Masks are Fantastic

Masks, in an ideal setting, produce an immense reduction in the amount of virus that passes through them, on the order of 98-99%.

https://pubmed.ncbi.nlm.nih.gov/33441205/

The major issues are people not wearing them properly and people wearing poor ones, which didn't matter much early in the pandemic, where surgical or even cloth masks sufficed.

https://pubmed.ncbi.nlm.nih.gov/32673300/

More infectious strains change the calculus because either a smaller number of virions is sufficient for infection or there are just more virions being expelled, and masks are a percentage reduction.

A population educated on how to do a proper fit test with an N95 (or KN95) mask should see a dramatic decrease in transmission even with Alpha or Delta, although preliminary data out of Israel, where masking is mandatory indoors and outdoors, indicates that compliance or proper masking is not comprehensive or that surgical masks might not be effective enough anymore.

Here is a great review study of many mask studies in different countries and settings with different kinds of masks.

https://www.ncbi.nlm.nih.gov/pmc/articles/PMC8084286/

At least Alpha, and undoubtedly Delta, the sneeze machine, is better at evading masks than less infectious strains, so cloth is basically out. I'm not aware of any Delta-specific studies. We need data.

https://www.biorxiv.org/content/10.1101/2021.07.26.453518v1

It is unlikely that a strain could soon emerge that was so infectious that good masks worn well became ineffective. In early isolates, only 1% of S proteins were prepared for infection. In Alpha, it was around 50%, and in Delta, around 75%, so we're maxing out the infectivity gains that can be achieved that way. A big thing to watch for is SARS-CoV-2 breaking through the TMPRSS2 bottleneck somehow.

https://www.nature.com/articles/d41586-021-02039-y

Most people who do not comply with mask mandates are males and middle-aged adults.

https://www.biorxiv.org/content/10.1101/2021.02.25.432837v1

I would say that surgical masks remain very protective worn right, but N95 masks are substantially more effective. This is not because of pore size, but because it's way easier to get a clean seal with an N95 mask. All masks depend crucially on proper wear, so training is critical. They help most when everyone wears them because mask #1 reduces virus expelled by the donor and mask #2 reduces virus inhaled by the new host. Cloth is not effective enough to be worth it anymore.

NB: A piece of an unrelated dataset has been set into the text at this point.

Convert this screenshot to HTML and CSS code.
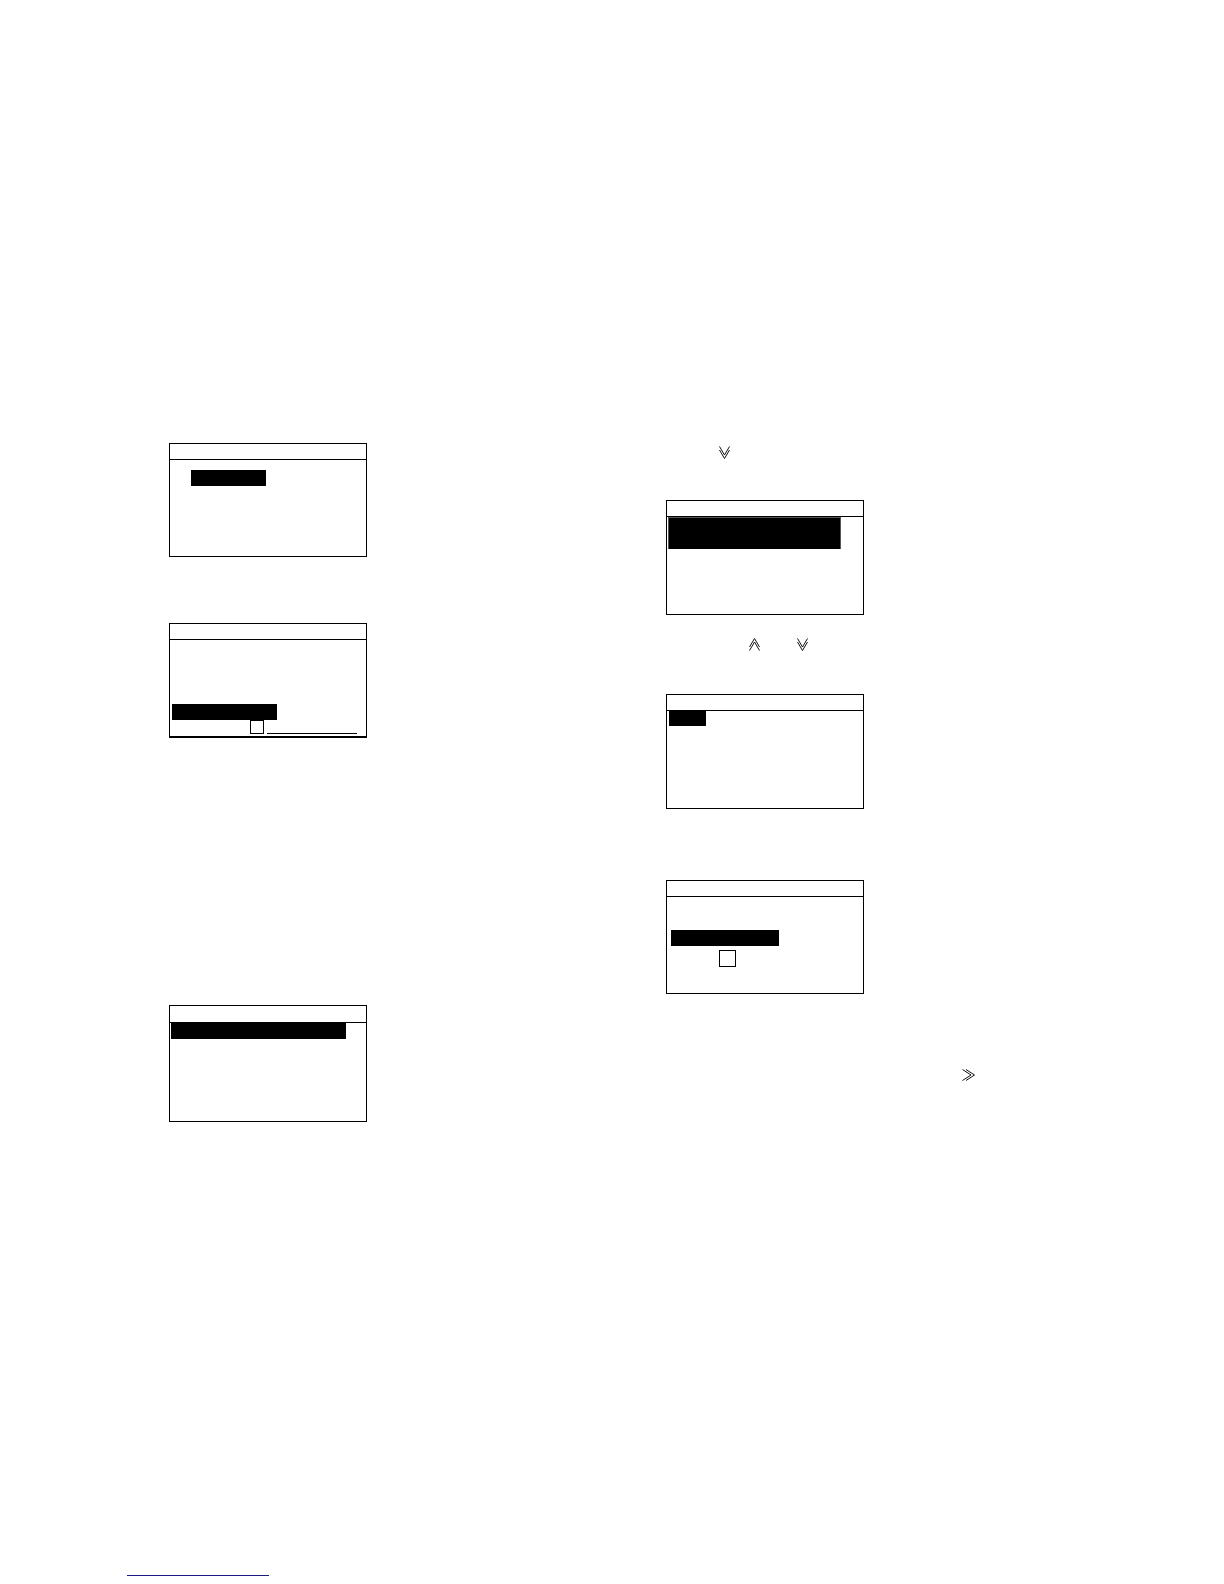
FILE: index.html
```html
<!DOCTYPE html>
<html lang="en">
<head>
<meta charset="utf-8">
<meta name="viewport" content="width=device-width, initial-scale=1">
<title>Display screens</title>
<link rel="stylesheet" href="styles.css">
</head>
<body>
<svg class="defs" aria-hidden="true">
  <symbol id="down" viewBox="0 0 11 13"><path d="M.5 .5L5.5 9L10.5 .5M.5 4L5.5 12.5L10.5 4"/></symbol>
  <symbol id="up" viewBox="0 0 11 13"><path d="M.5 12.5L5.5 4L10.5 12.5M.5 9L5.5 .5L10.5 9"/></symbol>
  <symbol id="right" viewBox="0 0 13 12"><path d="M.5 .5L9 6L.5 11.5M4 .5L12.5 6L4 11.5"/></symbol>
</svg>
<main class="page">
  <section class="column">
    <div class="screen">
      <div class="title"></div>
      <div class="body body-menu"><div class="highlight w-menu"></div></div>
    </div>
    <div class="screen screen-entry">
      <div class="title"></div>
      <div class="body body-entry">
        <div class="highlight w-entry"></div>
        <div class="entry"><span class="box"></span><span class="blank"></span></div>
      </div>
    </div>
    <div class="screen screen-list">
      <div class="title title-tall"></div>
      <div class="body body-list"><div class="highlight w-list"></div></div>
    </div>
  </section>
  <section class="column">
    <div class="step step-first"><svg class="arrow"><use href="#down"/></svg></div>
    <div class="screen">
      <div class="title"></div>
      <div class="body body-double"><div class="highlight highlight-double"></div></div>
    </div>
    <div class="step step-pair">
      <svg class="arrow"><use href="#up"/></svg>
      <svg class="arrow"><use href="#down"/></svg>
    </div>
    <div class="screen">
      <div class="title"></div>
      <div class="body body-short"><div class="highlight highlight-short"></div></div>
    </div>
    <div class="screen screen-select">
      <div class="title"></div>
      <div class="body body-select">
        <div class="highlight w-select"></div>
        <div class="box box-large"></div>
      </div>
    </div>
    <div class="step step-last"><svg class="arrow arrow-wide"><use href="#right"/></svg></div>
  </section>
</main>
<footer class="footer"><div class="rule"></div></footer>
</body>
</html>
```
FILE: styles.css
```css
*, *::before, *::after { box-sizing: border-box; }

body {
  margin: 0;
  background: #fff;
  color: #000;
  font-family: "Liberation Sans", Arial, sans-serif;
}

.defs { display: none; }

.page {
  display: grid;
  grid-template-columns: 497px 1fr;
  padding: 443px 0 0 169px;
}

/* Device display frames */
.screen {
  width: 198px;
  border: 1px solid #000;
}
.title {
  height: 16px;
  border-bottom: 1px solid #000;
}
.title-tall { height: 17px; }
.body { min-height: 96px; }
.body-menu { padding: 10px 0 0 21px; }

.screen-entry {
  margin-top: 66px;
  border-bottom-width: 2px;
}
.body-entry { padding: 64px 0 0 2px; }

.screen-list { margin-top: 267px; }
.body-list {
  min-height: 98px;
  padding-left: 1px;
}

.body-double {
  min-height: 97px;
  padding-left: 1px;
}
.body-short {
  min-height: 97px;
  padding-left: 2px;
}
.screen-select { margin-top: 71px; }
.body-select { padding: 33px 0 0 4px; }

/* Selected rows */
.highlight {
  height: 16px;
  background: #000;
}
.w-menu { width: 75px; }
.w-entry { width: 105px; }
.w-list { width: 175px; }
.w-select { width: 108px; }
.highlight-double {
  width: 173px;
  height: 32px;
  border: 1px solid #555;
  border-bottom: 0;
}
.highlight-short {
  width: 37px;
  height: 15px;
}

/* Character cells */
.entry {
  display: flex;
  align-items: flex-end;
  gap: 3px;
  padding-left: 78px;
}
.box {
  width: 14px;
  height: 14px;
  border: 1px solid #000;
}
.box-large {
  width: 17px;
  height: 17px;
  margin: 4px 0 0 48px;
}
.blank {
  width: 90px;
  border-bottom: 1px solid #000;
}

/* Arrow key symbols between screens */
.step { display: flex; }
.step-first {
  height: 57px;
  padding: 3px 0 0 53px;
}
.step-pair {
  height: 79px;
  gap: 37px;
  padding: 23px 0 0 83px;
}
.step-last { padding: 75px 0 0 296px; }
.arrow {
  width: 11px;
  height: 13px;
  fill: none;
  stroke: #111;
  stroke-width: 1;
}
.arrow-wide {
  width: 13px;
  height: 12px;
}

.footer { padding: 453px 0 8px 127px; }
.rule {
  width: 142px;
  border-bottom: 1px solid #1a1a80;
}
```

The CDC has videos to help with wearing, as do others.

https://www.youtube.com/watch?v=dSvff0QljHQ
https://www.youtube.com/watch?v=CoSb-HJJ5tk

There are unlikely to be any studies published that consider Ct count specifically outside of the strains because it's definitionally included in infection rates, and I'm not aware of any studies that have attempted yet. Breaking things out by strain makes a lot more sense because that has a much higher correlation with infection rates, and it's just easier. Someone will probably do it eventually.

Alternatively, America could consider snap enacting Singapore's approach.